The hairbreadth survival of the attempted assassination. The image of Trump rising, alive and fighting and undaunted, under the red, white and blue. The cohesive and enthusiastic Republican convention that followed, complete with the anointing of a youthful vice president and heir apparent, all in contrast to the spectacle of a Democratic Party trying desperately to jettison its senescent standard-bearer. The promises of a conciliatory and unifying acceptance speech, finally delivering the “presidential” Trump that Republicans have strained to see these last eight years.

For the first nearly 20 minutes of the speech, as Trump walked the audience through the experience of surviving an assassin’s bullet, the apotheosis seemed to be on track. It was, of course, a strange and digressive narrative — the disquisition on the blood vessels in the human ear, for instance — but it was transfixing television, Trump the showman transmuting his own mortality into tremendous content. Who could stand against this? Not Joe Biden, surely; not Kamala Harris, either.
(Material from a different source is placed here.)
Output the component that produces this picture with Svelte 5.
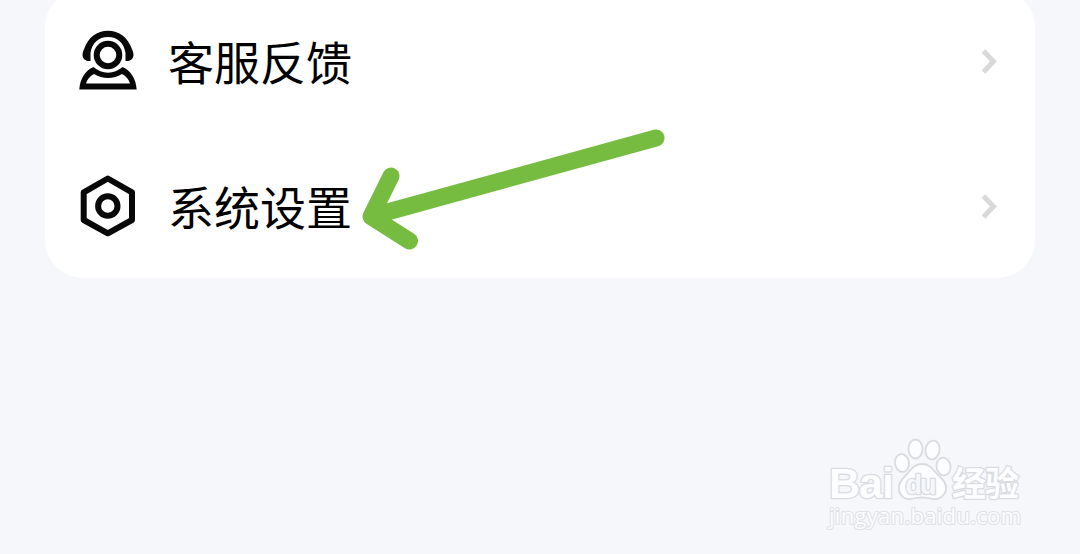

And then it all collapsed — into shapelessness and tedium, into a version of the rally speech that was cut short a week ago, into a rambling exercise in fan service, reassuring the truest Trumpists that their guy was still in there, but reminding everyone else why Trump has never commanded actual majorities, never fully seized the political opportunities that his strange gifts and good fortune keep offering to him.

The speech’s longueurs on their own were not gravely politically damaging. I agree with Bill Kristol, no great Trump apologist, that Trump “came across as more self-indulgent than scary, more boring than terrifying, more undisciplined than dangerous.” It was not a speech that gave ammunition to liberals warning about a Trumpian dictatorship or a radical right-wing lurch.

But it was an incredible waste of a political opportunity, a breath of hope for desperate Democrats, and a reminder of the ways that having Trump as a dominant figure keeps American politics in a state of unsettlement, because whenever he isn’t undermining the establishment, he’ll quickly get busy undermining himself.